Quando fugia da polícia, Fernando táticas similares às praticadas por Lázaro Barbosa, como o uso da mata como esconderijo para não ser capturado pelos agentes. “O marginal recebeu dois tiros, um no pé esquerdo e outro nas costas, mas mesmo assim conseguiu furar o cerco e embrenhar-se no matagal. Durante a madrugada de domingo e segunda-feira, soldados da Rota e da Garra auxiliados por cães do canil da Polícia Militar vasculharam uma extensa área, mas não conseguiram localizá-lo”, dizia matéria de agosto de 1982 do O POVO.

Ele ainda chegou a enfrentar os policiais, mesmo diante do cerco da residência onde estava, em Osasco (SP). “‘Fernando, sai com as mão para cima e não reaja. A casa está cercada e é melhor se entregar’, disse o delegado que chefiava a diligência (Ari Sampaio de Oliveira). ‘Venham me buscar — disse o ladrão — pois vivo não me entrego”, descreve a reportagem.

Moradores de Russas diziam que Fernando da Gata tinha “parte com demônio”

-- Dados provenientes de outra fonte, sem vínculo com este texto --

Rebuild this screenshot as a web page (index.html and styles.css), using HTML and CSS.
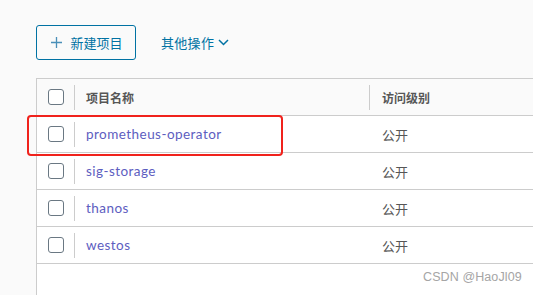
FILE: index.html
```html
<!DOCTYPE html>
<html lang="zh">
<head>
<meta charset="utf-8">
<link rel="stylesheet" href="styles.css">
</head>
<body>
<div class="page">
  <div class="toolbar">
    <button class="btn-outline">
      <svg class="plus" width="11" height="11" viewBox="0 0 11 11"><path d="M5.5 0v11M0 5.5h11" stroke="currentColor" stroke-width="1.3" fill="none"/></svg>
      <span>新建项目</span>
    </button>
    <button class="btn-flat">
      <span>其他操作</span>
      <svg class="chev" width="11" height="7" viewBox="0 0 11 7"><path d="M1 1l4.5 4.5L10 1" stroke="currentColor" stroke-width="1.5" fill="none"/></svg>
    </button>
  </div>
  <div class="grid">
    <div class="row head">
      <div class="cell sel"><span class="cb"></span></div>
      <div class="cell name"><span class="sep"></span>项目名称</div>
      <div class="cell access"><span class="sep"></span>访问级别</div>
    </div>
    <div class="row">
      <div class="cell sel"><span class="cb"></span></div>
      <div class="cell name"><span class="sep"></span><a>prometheus-operator</a></div>
      <div class="cell access">公开</div>
    </div>
    <div class="row">
      <div class="cell sel"><span class="cb"></span></div>
      <div class="cell name"><span class="sep"></span><a>sig-storage</a></div>
      <div class="cell access">公开</div>
    </div>
    <div class="row">
      <div class="cell sel"><span class="cb"></span></div>
      <div class="cell name"><span class="sep"></span><a>thanos</a></div>
      <div class="cell access">公开</div>
    </div>
    <div class="row">
      <div class="cell sel"><span class="cb"></span></div>
      <div class="cell name"><span class="sep"></span><a>westos</a></div>
      <div class="cell access">公开</div>
    </div>
  </div>
  <div class="highlight"></div>
  <div class="watermark">CSDN @HaoJl09</div>
</div>
</body>
</html>
```
FILE: styles.css
```css
html, body {
  margin: 0;
  padding: 0;
}
body {
  background: #fafafa;
  width: 533px;
  height: 295px;
  overflow: hidden;
  font-family: "Noto Sans CJK SC", "Lato", sans-serif;
  color: #565656;
}
.page {
  position: relative;
  height: 295px;
  padding-left: 36px;
  padding-top: 25px;
  box-sizing: border-box;
  display: flex;
  flex-direction: column;
  overflow: hidden;
}
.toolbar {
  display: flex;
  align-items: center;
  height: 35px;
  gap: 24px;
  flex: none;
}
.btn-outline {
  box-sizing: border-box;
  width: 100px;
  height: 35px;
  border: 1px solid #0072a3;
  border-radius: 3px;
  background: transparent;
  color: #0072a3;
  display: flex;
  align-items: center;
  justify-content: center;
  gap: 8px;
  font-family: inherit;
  font-size: 13px;
  padding: 0 0 0 2px;
}
.btn-outline .plus { color: #4a8fb8; }
.btn-flat {
  background: transparent;
  border: 0;
  color: #0072a3;
  font-family: inherit;
  font-size: 13px;
  display: flex;
  align-items: center;
  gap: 4px;
  padding: 0 0 0 1px;
}
.btn-flat span { letter-spacing: 0.3px; }
.grid {
  margin-top: 18px;
  flex: 1;
  border-top: 1px solid #cccccc;
  border-left: 1px solid #cccccc;
  background: #ffffff;
}
.row {
  display: flex;
  height: 37px;
  border-bottom: 1px solid #cccccc;
  box-sizing: border-box;
  align-items: center;
}
.row.head {
  background: #fafafa;
  font-size: 12px;
  font-weight: bold;
  color: #565656;
}
.cell {
  display: flex;
  align-items: center;
  height: 100%;
  position: relative;
}
.sel {
  width: 37px;
  justify-content: center;
  padding-left: 1px;
  box-sizing: border-box;
}
.cb {
  box-sizing: border-box;
  width: 16px;
  height: 16px;
  border: 1px solid #6a7883;
  border-radius: 3px;
  background: #fff;
}
.name {
  width: 295px;
  padding-left: 12px;
  box-sizing: border-box;
}
.access {
  padding-left: 13px;
  font-size: 13px;
}
.head .access { font-size: 12px; }
.sep {
  position: absolute;
  left: 0;
  top: 6px;
  bottom: 5px;
  width: 1px;
  background: #cccccc;
}
.row:not(.head) .access .sep { display: none; }
a {
  color: #5d5dbf;
  font-family: "Lato", sans-serif;
  font-size: 13.5px;
  letter-spacing: 0.45px;
}
.highlight {
  position: absolute;
  left: 27px;
  top: 115px;
  width: 256px;
  height: 41px;
  box-sizing: border-box;
  border: 2px solid #f0221c;
  border-radius: 4px;
}
.watermark {
  position: absolute;
  left: 423px;
  top: 270px;
  font-family: "Liberation Sans", sans-serif;
  font-size: 12.5px;
  color: #a5a5a5;
  letter-spacing: 0.1px;
}
```
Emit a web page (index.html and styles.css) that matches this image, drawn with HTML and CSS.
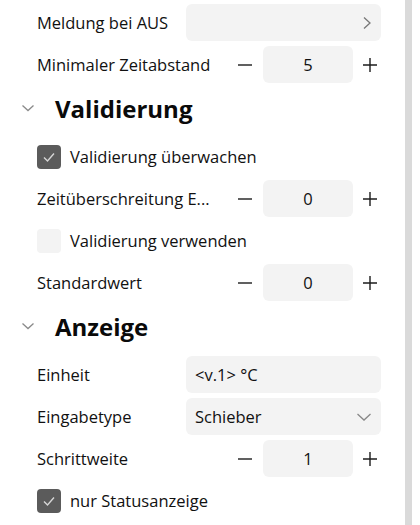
FILE: index.html
```html
<!DOCTYPE html>
<html lang="de">
<head>
    <meta charset="UTF-8">
    <meta name="viewport" content="width=device-width, initial-scale=1.0">
    <title>Eigenschaften</title>
    <link rel="stylesheet" href="styles.css">
</head>
<body>
    <div class="panel">
        <div class="props">
            <div class="row">
                <span class="label">Meldung bei AUS</span>
                <div class="field">
                    <span></span>
                    <svg class="chev" width="10" height="14" viewBox="0 0 10 14"><path d="M2 1.5 L8 7 L2 12.5" fill="none" stroke="#777" stroke-width="1.3"/></svg>
                </div>
            </div>
            <div class="row">
                <span class="label">Minimaler Zeitabstand</span>
                <div class="stepper">
                    <button class="step minus">
                        <svg width="16" height="16" viewBox="0 0 16 16"><path d="M1 8 H15" stroke="#1c1c1c" stroke-width="1.4"/></svg>
                    </button>
                    <div class="value">5</div>
                    <button class="step">
                        <svg width="16" height="16" viewBox="0 0 16 16"><path d="M1 8 H15 M8 1 V15" stroke="#1c1c1c" stroke-width="1.4"/></svg>
                    </button>
                </div>
            </div>

            <div class="section">
                <svg class="toggle" width="14" height="10" viewBox="0 0 14 10"><path d="M1.5 2.5 L7 7.5 L12.5 2.5" fill="none" stroke="#8a8a8a" stroke-width="1.3"/></svg>
                <h2>Validierung</h2>
            </div>

            <label class="row check">
                <span class="box on">
                    <svg width="16" height="16" viewBox="0 0 16 16"><path d="M3 8.5 L6.5 12 L13 4.5" fill="none" stroke="#d6d6d6" stroke-width="1.4"/></svg>
                </span>
                Validierung überwachen
            </label>
            <div class="row">
                <span class="label">Zeitüberschreitung E...</span>
                <div class="stepper">
                    <button class="step minus">
                        <svg width="16" height="16" viewBox="0 0 16 16"><path d="M1 8 H15" stroke="#1c1c1c" stroke-width="1.4"/></svg>
                    </button>
                    <div class="value">0</div>
                    <button class="step">
                        <svg width="16" height="16" viewBox="0 0 16 16"><path d="M1 8 H15 M8 1 V15" stroke="#1c1c1c" stroke-width="1.4"/></svg>
                    </button>
                </div>
            </div>
            <label class="row check">
                <span class="box"></span>
                Validierung verwenden
            </label>
            <div class="row">
                <span class="label">Standardwert</span>
                <div class="stepper">
                    <button class="step minus">
                        <svg width="16" height="16" viewBox="0 0 16 16"><path d="M1 8 H15" stroke="#1c1c1c" stroke-width="1.4"/></svg>
                    </button>
                    <div class="value">0</div>
                    <button class="step">
                        <svg width="16" height="16" viewBox="0 0 16 16"><path d="M1 8 H15 M8 1 V15" stroke="#1c1c1c" stroke-width="1.4"/></svg>
                    </button>
                </div>
            </div>

            <div class="section">
                <svg class="toggle" width="14" height="10" viewBox="0 0 14 10"><path d="M1.5 2.5 L7 7.5 L12.5 2.5" fill="none" stroke="#8a8a8a" stroke-width="1.3"/></svg>
                <h2>Anzeige</h2>
            </div>

            <div class="row">
                <span class="label">Einheit</span>
                <div class="field"><span>&lt;v.1&gt; °C</span></div>
            </div>
            <div class="row">
                <span class="label">Eingabetype</span>
                <div class="field">
                    <span>Schieber</span>
                    <svg class="chev" width="16" height="10" viewBox="0 0 16 10"><path d="M1.5 2 L8 8 L14.5 2" fill="none" stroke="#888" stroke-width="1.3"/></svg>
                </div>
            </div>
            <div class="row">
                <span class="label">Schrittweite</span>
                <div class="stepper">
                    <button class="step minus">
                        <svg width="16" height="16" viewBox="0 0 16 16"><path d="M1 8 H15" stroke="#1c1c1c" stroke-width="1.4"/></svg>
                    </button>
                    <div class="value">1</div>
                    <button class="step">
                        <svg width="16" height="16" viewBox="0 0 16 16"><path d="M1 8 H15 M8 1 V15" stroke="#1c1c1c" stroke-width="1.4"/></svg>
                    </button>
                </div>
            </div>
            <label class="row check">
                <span class="box on">
                    <svg width="16" height="16" viewBox="0 0 16 16"><path d="M3 8.5 L6.5 12 L13 4.5" fill="none" stroke="#d6d6d6" stroke-width="1.4"/></svg>
                </span>
                nur Statusanzeige
            </label>
        </div>
        <div class="scrollbar"><div class="thumb"></div></div>
    </div>
</body>
</html>
```

FILE: styles.css
```css
body {
    margin: 0;
    background-color: #fff;
    font-family: "Open Sans", "Noto Sans", sans-serif;
    font-size: 16.5px;
    color: #111;
}
.panel {
    display: flex;
    width: 420px;
    height: 525px;
    overflow: hidden;
}
.props {
    width: 344px;
    flex-shrink: 0;
    padding: 4px 0 0 37px;
    display: flex;
    flex-direction: column;
    gap: 5px;
}
.row {
    display: flex;
    align-items: center;
    height: 37px;
    flex-shrink: 0;
}
.label {
    width: 149px;
    flex-shrink: 0;
    white-space: nowrap;
}
.field {
    flex: 1;
    height: 37px;
    background-color: #f3f3f3;
    border-radius: 6px;
    display: flex;
    align-items: center;
    justify-content: space-between;
    padding: 0 5px 0 9px;
}
.chev {
    margin-right: 4px;
}
.stepper {
    flex: 1;
    display: flex;
    align-items: center;
}
.step {
    width: 34px;
    height: 37px;
    flex-shrink: 0;
    border: none;
    background: none;
    padding: 0;
    display: flex;
    align-items: center;
    justify-content: center;
    cursor: pointer;
}
.step.minus {
    margin-left: 41px;
    width: 36px;
}
.value {
    width: 90px;
    height: 37px;
    flex-shrink: 0;
    background-color: #f3f3f3;
    border-radius: 6px;
    display: flex;
    align-items: center;
    justify-content: center;
}
.section {
    display: flex;
    align-items: center;
    height: 40px;
    margin-left: -16px;
    margin-bottom: 5px;
    flex-shrink: 0;
}
.toggle {
    margin-right: 20px;
}
.section h2 {
    margin: 0;
    font-size: 24px;
    font-weight: 700;
    color: #0a0a0a;
}
.check {
    gap: 9px;
}
.box {
    width: 24px;
    height: 24px;
    border-radius: 4px;
    background-color: #f3f3f3;
    display: flex;
    align-items: center;
    justify-content: center;
}
.box.on {
    background-color: #5b5b5b;
}
.scrollbar {
    margin-left: 24px;
    width: 15px;
    flex-shrink: 0;
    border-right: 1px solid #efefef;
}
.thumb {
    width: 7px;
    height: 100%;
    background-color: #dadada;
}
```
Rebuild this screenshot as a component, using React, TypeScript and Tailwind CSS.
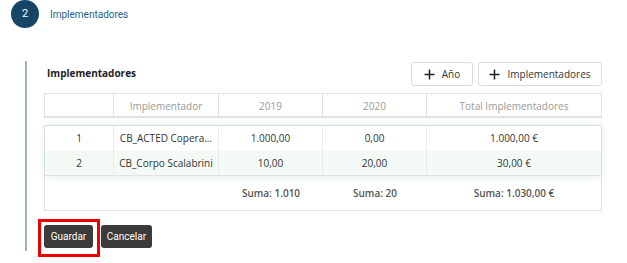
import React from "react";

const rows = [
  { n: "1", name: "CB_ACTED Copera...", a: "1.000,00", b: "0,00", t: "1.000,00 €", bg: "bg-white", h: "h-[25px]" },
  { n: "2", name: "CB_Corpo Scalabrini", a: "10,00", b: "20,00", t: "30,00 €", bg: "bg-[#f3faf6]", h: "h-[24px]" },
];

const cols = "grid grid-cols-[69px_105px_104px_104px_1fr]";

function Plus() {
  return (
    <svg width="11" height="11" viewBox="0 0 11 11" className="shrink-0">
      <path d="M5.5 0.5V10.5M0.5 5.5H10.5" stroke="#222" strokeWidth="1.5" />
    </svg>
  );
}

export default function App() {
  return (
    <div className="w-[627px] h-[263px] bg-white relative overflow-hidden" style={{ fontFamily: "'Open Sans', sans-serif" }}>
      <div className="flex items-center h-[28px] pl-[11px]">
        <div className="w-[28px] h-[28px] rounded-full bg-[#174566] text-white flex items-center justify-center text-[11px]" style={{ fontFamily: "Roboto, sans-serif" }}>2</div>
        <div className="ml-[11px] text-[10px] text-[#2b5f8a]" style={{ fontFamily: "Roboto, sans-serif" }}>Implementadores</div>
      </div>
      <div className="mt-[33px] ml-[25px] border-l-2 border-[#9fb0c2] h-[190px] pl-[17px] pr-[25px]">
        <div className="flex items-start justify-between h-[32px] pt-[1px]">
          <div className="pl-[3px] pt-[4px] text-[10px] font-bold text-[#222]">Implementadores</div>
          <div className="flex gap-[5px]">
            <button className="h-[24px] w-[62px] border border-[#dcdcdc] rounded-[3px] flex items-center justify-center gap-[7px] text-[10px] text-[#333]"><Plus />Año</button>
            <button className="h-[24px] w-[124px] border border-[#dcdcdc] rounded-[3px] flex items-center justify-center gap-[7px] text-[10px] text-[#333]"><Plus />Implementadores</button>
          </div>
        </div>
        <div className={`${cols} h-[25px] border border-[#e2e2e2] border-b-2 text-[10px] text-[#999] items-stretch`}>
          <div className="border-r border-[#e2e2e2]"></div>
          <div className="border-r border-[#e2e2e2] flex items-center justify-center pt-[2px]">Implementador</div>
          <div className="border-r border-[#e2e2e2] flex items-center justify-center pt-[2px]">2019</div>
          <div className="border-r border-[#e2e2e2] flex items-center justify-center pt-[2px]">2020</div>
          <div className="flex items-center justify-center pt-[2px]">Total Implementadores</div>
        </div>
        <div className="mt-[7px] border border-[#e2e2e2]">
          <div className="shadow-[0_0_8px_rgba(120,190,150,0.25)] border-b border-[#e2e2e2]">
            {rows.map((r) => (
              <div key={r.n} className={`${cols} ${r.h} ${r.bg} text-[10px] text-[#333]`}>
                <div className="border-r border-[#eaeaea] flex items-center justify-center">{r.n}</div>
                <div className="border-r border-[#eaeaea] flex items-center justify-center">{r.name}</div>
                <div className="border-r border-[#eaeaea] flex items-center justify-center">{r.a}</div>
                <div className="border-r border-[#eaeaea] flex items-center justify-center">{r.b}</div>
                <div className="flex items-center justify-center">{r.t}</div>
              </div>
            ))}
          </div>
          <div className={`${cols} h-[34px] text-[10px] font-semibold text-[#555]`}>
            <div></div>
            <div></div>
            <div className="flex items-center justify-center">Suma: 1.010</div>
            <div className="flex items-center justify-center">Suma: 20</div>
            <div className="flex items-center justify-center">Suma: 1.030,00 €</div>
          </div>
        </div>
      </div>
      <div className="absolute left-[38px] top-[219px] w-[62px] h-[38px] border-[3px] border-[#ee0000]"></div>
      <div className="absolute left-[44px] top-[225px] flex gap-[8px]" style={{ fontFamily: "Roboto, sans-serif" }}>
        <button className="w-[49px] h-[23px] rounded-[3px] bg-[#3b3b3b] text-white text-[10px] flex items-center justify-center">Guardar</button>
        <button className="w-[51px] h-[23px] rounded-[3px] bg-[#3b3b3b] text-white text-[10px] flex items-center justify-center">Cancelar</button>
      </div>
    </div>
  );
}
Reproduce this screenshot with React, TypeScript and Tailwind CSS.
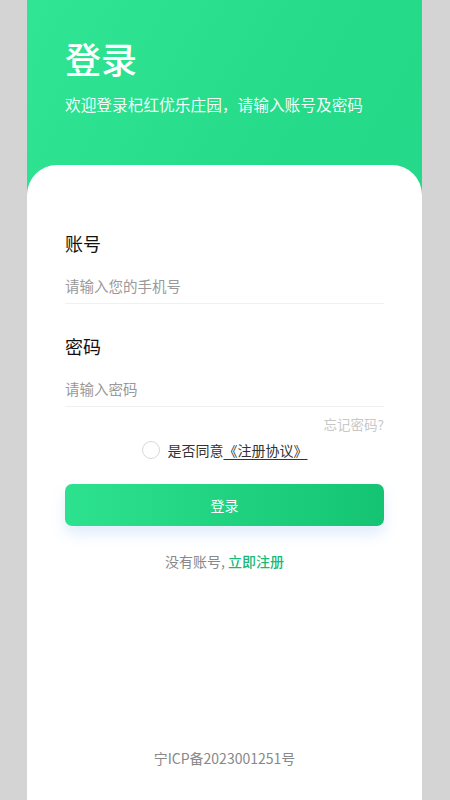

Assim como acontece com Lázaro Barbosa, os crimes de Fernando da Gata também foram relacionados na época com a existência de um “demônio”. Moradores de Russas deram entrevista na época dizendo que ele “tinha parte com o demônio” e alguns não acreditavam em sua morte. “Ele é sócio do ‘Satanaz’. Só vou acreditar quando eu ver o corpo. Vou tomar um susto quando ele reaparecer”, disse um dos habitantes da cidade após a notícia de sua morte.

No caso do Distrito Federal, o pai de santo André Vicente de Souza denunciou a intolerância com religiões de matriz africana dos policiais que participam da ação. Conforme o relato do líder religioso, os agentes o coagiram e quebraram itens religiosos. “É inaceitável que tentem vincular o comportamento criminoso de Lázaro às religiões de matriz Africana. Temos denunciado essa intolerância religiosa e vamos pedir apuração dessas condutas!”, disse o presidente da Comissão de Direitos Humanos da Câmara Legislativa do Distrito Federal, Fábio Felix (PSOL).

Exame gerou dúvidas se o homem estava realmente morto

O fim da ‘caçada’ à Fernando não encerrou, no entanto, a história do caso. As impressões digitais enviadas para pela delegacia de Pouso Alegre para o Ceará não bateram inicialmente com a ficha criminal da polícia cearense, em Russas. “‘E agora? Agora danou-se.’ Foi o que disse ontem o investigador Antonio Augusto, policial paulista que durante 53 dias realizou diligências para localização do bandido”, dizia em matéria da época.

Alguns dias depois, no entanto, a confusão foi sanada e constatou-se a morte do homem. “Não existem mais dúvidas, o corpo é mesmo de Fernando da Gata. Esta afirmação foi feita pelo sargento João Xavier da Silva, do Comando de Operações Especiais (COE), ao examinar fotos apresentadas pela reportagem do O POVO.” A tese foi reforçada após envio de documentos oficiais para o Ceará que comprovaram a morte do homem, além de uma nova análise das planilhas de impressões digitais de Fernando.

“De posse do material que comprova a morte de Fernando Soares Pereira, o delegado (de Russas) Luiz Suderlan Alves de Morais vai expedir ofícios para as várias cidades cearenses comunicando a morte do marginal”, acrescenta a publicação do dia 19 de setembro de 1982. O procedimento foi realizado para que os juízes das comarcas com processos contra Fernando extinguissem a punibilidade do criminoso.

Um mês após a morte do homem, foi iniciada a produção de uma minissérie de dois capítulos na TV Globo sobre sua história. Escrita pelo então diretor do Globo Repórter, a produção foi gravada em São Paulo e exibida no ano seguinte, nos dias 14 e 15 de fevereiro. Fernando foi interpretado por José Dumont e a trama se concentrou nas ações do homem na capital paulista.